Acapulco : le jour d’après

Nicolas Grisoni et Roxane Berjont, à Acapulco
20 Septembre 2013


Acapulco, station balnéaire mexicaine a été ravagée par l’ouragan Manuel. Pillages, crues et invasions de crocodiles, récit de deux étudiants français coincés au cœur du déluge.


Crédits photo -- JACOBO GARCIA / REUTERS
La ville d’Acapulco et sa région ont été ravagées par un ouragan dans la nuit de dimanche à lundi. Les pluies ont détruit des quartiers et des villages entiers ainsi que les routes reliant la région à Mexico, la capitale. Les 40 000 touristes venus passer le weekend férié en raison de fête de l’Indépendance mexicaine ont été bloqués.

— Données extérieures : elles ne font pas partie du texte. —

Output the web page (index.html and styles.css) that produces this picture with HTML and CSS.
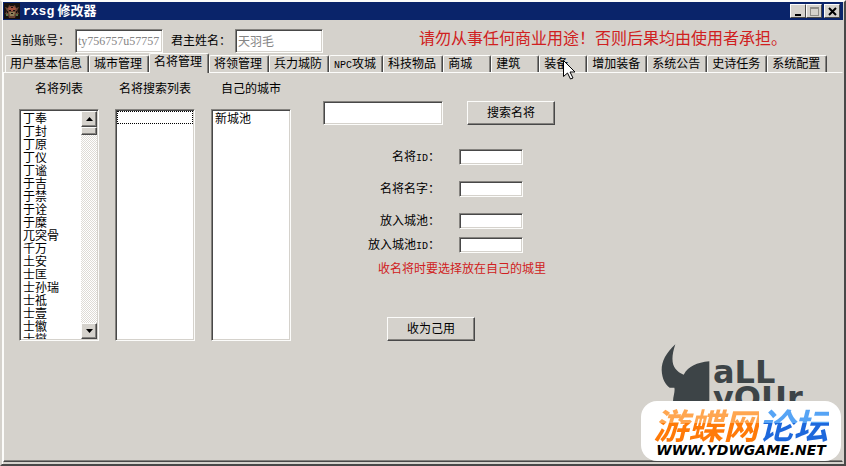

L’état d’urgence a été déclaré par le gouvernement central ce lundi 16 septembre face à l’ampleur de la catastrophe. Le président Enrique Pena Nieto a survolé la zone en hélicoptère pour se rendre compte de l’étendue des dégâts, avant de prononcer un discours, sur place, garantissant à la population sinistrée une aide exceptionnelle.

3 jours de pluies incessantes ont redessiné le territoire : des quartiers entiers ont disparu, d’autres, comme celui où nous résidons actuellement, ne témoignent d’aucun dégât matériel grave. Cependant, les routes permettant l’accès à la ville ont été détruites, les aéroports sont entièrement inondés, les réseaux de communication coupés et les guichets de banque fermés, isolant complètement la ville du reste du monde.

Un bilan humain qui ne cesse de croître

Du point de vue du bilan humain, les chiffres ne cessent de gonfler depuis lundi, avec aujourd’hui plus de 85 morts, 200 000 blessés et un million de sinistrés. Concernant les disparitions, ce sont de longues minutes de silence qui n'en finissent plus devant les informations locales, à écouter ce journaliste à la voix grave dresser une liste sans fin où ne se mêlent que timidement des noms d’étrangers à ceux des locaux des quartiers pauvres gravement touchés par la catastrophe.

Les milliers de blessés ont convergé vers les hôpitaux de la ville débordés. Nous avons été témoins de situations tragiques. Entre autres, l’histoire de ce couple qui, faute d’argent, a vu son nourrisson mourir sur les marches de l’hôpital, ne pouvant bénéficier d’aucun soin.

La survie et l’évacuation, « Système D »

Crédits photo -- Reuters
Il semblerait qu’il soit dans la nature humaine qu’en situation de crise, l’état de nature l’emporte sur l’état de droit. En effet, en raison d’une arrivée tardive des vivres et secours promis par le gouvernement, la population privée de moyens de subsistance s’est ruée sur l’ultime solution : le pillage. Ainsi, de nombreux supermarchés se sont trouvés dévalisés. Des images fortes resteront de ces scènes de pillage, notamment celle de quelques membres de l’armée nationale, impuissants face à un tel désespoir, veillant, à l’entrée d’un magasin sur les sinistrés s’emparant des vivres.

Les routes étant impraticables, c’est vers les aéroports civils et militaires qu’affluent désormais en masse les touristes. Depuis ce mardi 17 septembre, date de leur réouverture, entre 2 000 et 5 000 personnes convergent chaque jour vers ces aéroports. Les quelques vols en partance pour la capitale sont loin d’être suffisants pour les rapatrier. Nous assistons impuissant à la dure « loi du porte-monnaie », qui prime même parfois sur celle qui veut privilégier blessés, malades, mères et enfants. Depuis le début des évacuations, seules 1000 personnes ont pu quitter la ville. Des milliers de personnes patientent ainsi dans des hangars, sous une chaleur de plombs avec très peu de vivres à leur disposition.

Pour terminer sur une note atypique, les crues qui ont fait déborder les lacs de la région d’Acapulco ont provoqué une invasion de crocodiles, qui ont investi les rues de la ville, ainsi que l’hôtel où nous restons à l’abri.